Friendship can be so powerful. To have another human who once was a stranger become your confidant, companion and support person is such a beautiful thing. I’ve been lucky enough to have made some really amazing friends along the way, whilst not all of these have eventuated into life long friendships, all of them had a role to play in my journey and for that I’m grateful.

When people come in and out of your life they are inevitably teaching you lessons, some of which are easy and some of which are hard. Learning these lessons with grace can be difficult. I know that it has taken me a lot of time to develop wisdom with how to allow myself to maintain my vulnerability whilst also accepting the reality that relationships change. People change, I change, life changes! So, it’s not about holding onto things as they are, rather it’s about enjoying them when they are.

I’ve recently come across two new friends who I have come to love dearly rather quickly. They make me laugh and love hard, they make me feel hopeful and most importantly they lift me up, celebrating me as I am. Reminding me that I am capable and that I am loveable as I am. They help me feel seen, heard and valued. They fill my cup and for that I’m so grateful! There is a part of me that doesn’t want to lose the dynamics with them, that wants to be around them so that we can build deeper connections. But I am also conscious that I can’t outsource my internal needs to them and most importantly I can’t expect that this dynamic will last forever!

These two beautiful souls are here now and as I go through another transition chapter in my life, I will lean on them for wisdom, laughter and love but recognise that their path may not always align with mine. I will cherish these memories, conversations and insights and hope that these friendships will continue to foster. Trusting that whomever is in my life, is there because they’re meant to be.

To these type of friends I want to say thank you, thank you for being your beautiful self and walking through this life with such authenticity and love. Here is to you!

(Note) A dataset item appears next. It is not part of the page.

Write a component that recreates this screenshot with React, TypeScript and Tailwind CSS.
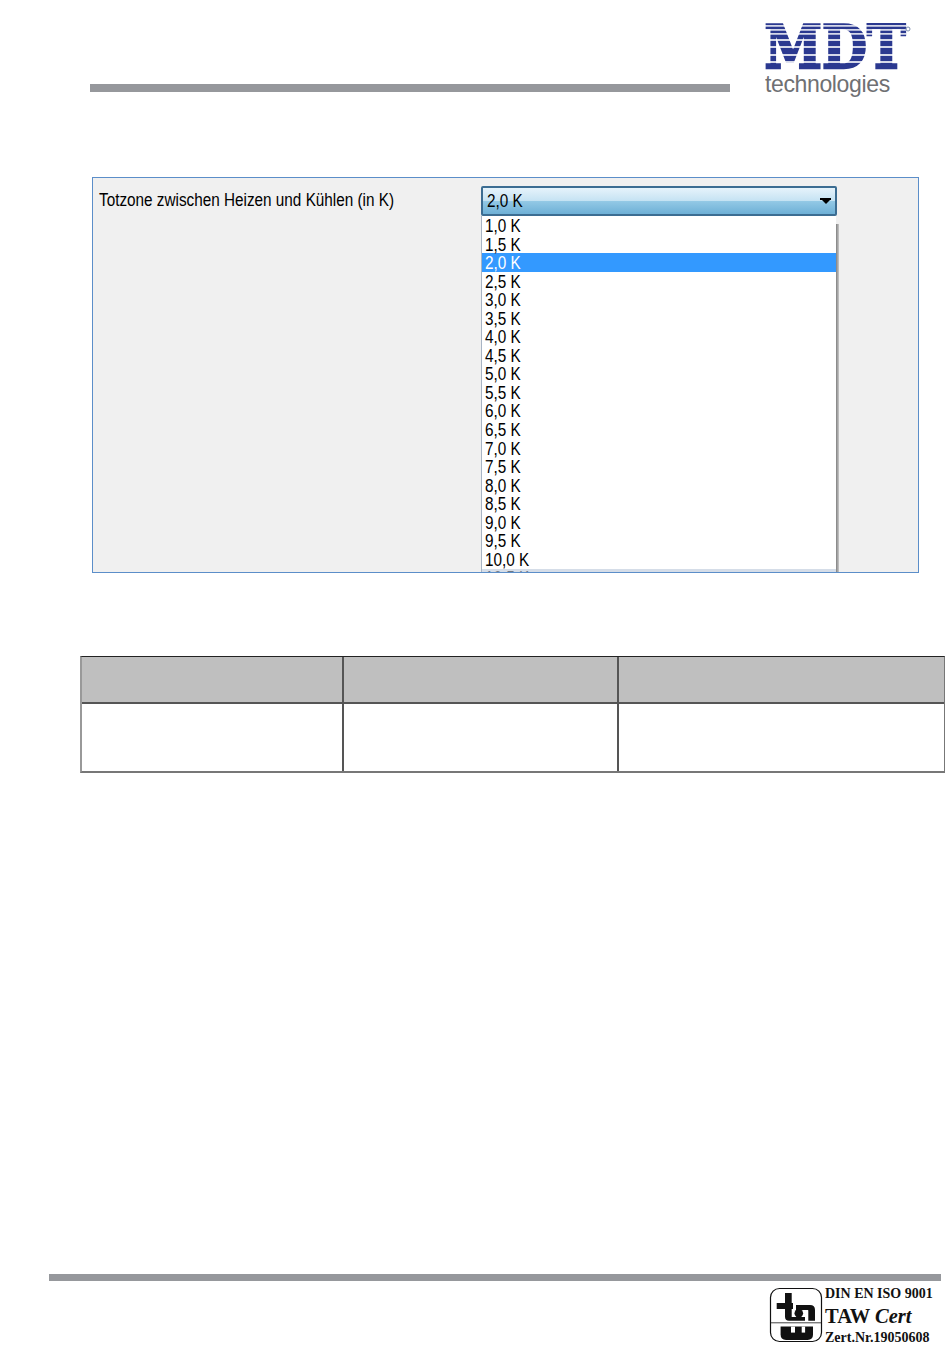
const values = ["1,0 K","1,5 K","2,0 K","2,5 K","3,0 K","3,5 K","4,0 K","4,5 K","5,0 K","5,5 K","6,0 K","6,5 K","7,0 K","7,5 K","8,0 K","8,5 K","9,0 K","9,5 K","10,0 K","10,5 K"];

function MdtLogo() {
  const stripes = [
    [2.2, 1.4], [6.2, 1.4], [10.2, 1.4], [16.2, 1.6], [23.2, 1.6], [31.2, 1.6], [38.2, 1.6],
  ];
  return (
    <svg width="150" height="50" viewBox="0 0 150 50" className="block">
      <text x="-0.5" y="44.8" fontFamily="'DejaVu Serif'" fontWeight="700" fontSize="59" fill="#2b3990" stroke="#2b3990" strokeWidth="2.4" textLength="141" lengthAdjust="spacingAndGlyphs">MDT</text>
      {stripes.map(([y, h]) => (
        <rect key={y} x="0" y={y} width="141" height={h} fill="#ffffff" />
      ))}
      <circle cx="143" cy="6" r="2" fill="none" stroke="#7f8fb0" strokeWidth="1" />
    </svg>
  );
}

function TawLogo() {
  return (
    <svg width="54" height="56" viewBox="0 0 54 56" className="block">
      <rect x="1.5" y="1.5" width="51" height="53" rx="9" fill="#fff" stroke="#111" strokeWidth="1.2" />
      <path d="M2 35.8h50" stroke="#444" strokeWidth="1" />
      <path d="M16 6h6.7v10h1.3v6h-1.3v8h13.3v3.7h-16q-4 0 -4 -4v-7.7h-8.3v-6h8.3z" fill="#111" />
      <path d="M27 18h14q5 0 5 5v10.7h-6.7v-10.2q0 -0.5 -0.5 -0.5h-11.8z" fill="#111" />
      <circle cx="29.8" cy="26.3" r="4.3" fill="#111" />
      <path d="M11.6 39.6h32.4v8q0 5.4 -5.4 5.4h-21.6q-5.4 0 -5.4 -5.4z" fill="#111" />
      <rect x="22" y="39.6" width="4" height="6" fill="#fff" />
      <rect x="32.7" y="39.6" width="3.4" height="6" fill="#fff" />
    </svg>
  );
}

const textFix = "inline-block scale-y-[1.15] translate-y-[1px]";

export default function App() {
  return (
    <div className="w-[950px] h-[1369px] bg-white flex flex-col font-['Liberation_Sans',sans-serif] text-black overflow-hidden">
      <header className="h-[100px] flex items-start">
        <div className="ml-[90px] mt-[84px] w-[640px] h-2 bg-[#96989c]" />
        <div className="ml-[35px] mt-[23px] flex flex-col">
          <MdtLogo />
          <div className="-mt-[2px] text-[24px] leading-[26px] tracking-[-0.4px] text-[#6f7073] [transform:scaleX(0.96)] origin-left">technologies</div>
        </div>
      </header>

      <section className="relative ml-[92px] mt-[77px] w-[827px] h-[396px] bg-[#f0f0f0] border border-[#5b8ec9] text-[15.3px]">
        <div className="absolute left-[6px] top-[11px] leading-5 whitespace-nowrap"><span className={textFix}>Totzone zwischen Heizen und Kühlen (in K)</span></div>
        <div className="absolute left-[388px] top-[8px] w-[356px] h-[30px] rounded-[2px] border-2 border-[#3c6d92] bg-[linear-gradient(#e6f3fb_0%,#c6e3f3_48%,#92c8e5_52%,#6eb0d6_100%)] flex items-center pl-[4px] pb-[2px] leading-5">
          <span className={textFix}>2,0 K</span>
          <span className="absolute right-[4px] top-[10px] flex flex-col items-center">
            <span className="block w-[11px] h-[2px] bg-black" />
            <span className="block w-0 h-0 border-x-[4px] border-x-transparent border-t-[4px] border-t-black" />
          </span>
        </div>
        <div className="absolute left-[388px] top-[38px] w-[355px] h-[356px] bg-white border-l border-[#a8b4c4] overflow-hidden">
          {values.map((v) => (
            <div key={v} className={v === "2,0 K" ? "h-[18.55px] pl-[3px] leading-[18.55px] bg-[#3399ff] text-white" : "h-[18.55px] pl-[3px] leading-[18.55px]"}><span className={textFix}>{v}</span></div>
          ))}
          <div className="absolute left-0 right-0 bottom-0 h-[3px] bg-[#b9c6d8]/60" />
        </div>
        <div className="absolute left-[743px] top-[46px] w-[3px] h-[348px] bg-[linear-gradient(90deg,#808080,#c8c8c8)]" />
      </section>

      <section className="ml-[80px] mt-[83px] w-[865px] h-[117px] grid grid-cols-[262px_275px_1fr] grid-rows-[47px_1fr] border-t border-t-[#222] border-l-2 border-l-[#999] border-b-2 border-b-[#777] border-r border-r-[#777]">
        <div className="bg-[#bfbfbf] border-r-2 border-r-[#555] border-b-2 border-b-[#555]" />
        <div className="bg-[#bfbfbf] border-r-2 border-r-[#555] border-b-2 border-b-[#555]" />
        <div className="bg-[#bfbfbf] border-b-2 border-b-[#555]" />
        <div className="border-r-2 border-r-[#555]" />
        <div className="border-r-2 border-r-[#555]" />
        <div />
      </section>

      <footer className="mt-auto h-[95px] flex flex-col">
        <div className="ml-[49px] w-[892px] h-[7px] bg-[#96989c]" />
        <div className="ml-[769px] mt-[6px] flex gap-[2px]">
          <TawLogo />
          <div className="font-['Liberation_Serif',serif] font-bold text-[14px] text-[#111]">
            <div className="leading-[20px] mt-[-3px]">DIN EN ISO 9001</div>
            <div className="text-[20.5px] leading-[24px]">TAW <span className="italic">Cert</span></div>
            <div className="leading-[20px]">Zert.Nr.19050608</div>
          </div>
        </div>
      </footer>
    </div>
  );
}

Love yourselves and others.

Good Friends:

I was lost when I was found by you,

Somehow you saw the real me when no one else could,

I was so tired and weak,

So you offered me a shoulder to cry on,

I had made friends with the darkness and had turned off all the lights,

But I knew I had to switch them back on if I wanted to walk by your side,

You embraced me with love and care,

Taking time to just be there,

You made me laugh so hard that I nearly cried,

Setting me free from the numbness that had crippled me inside,

You helped me breath in the fresh air and walk off the pain,

Walking so patiently at my pace,

You helped me climb when all I wanted to do was fall,

You showed up for me even when I didn’t call,

You helped me make sense of me and all that I had ignored,

You told me how you felt and I didn’t have to guess anymore,

I felt free with you, around you and because of you,

I’m not sure how long you will stay,

I’m not sure if it will always be this way,

So I will take from this moment what I may,

Holding onto it with gratitude and joy,

These types of friendships are more valuable than gold.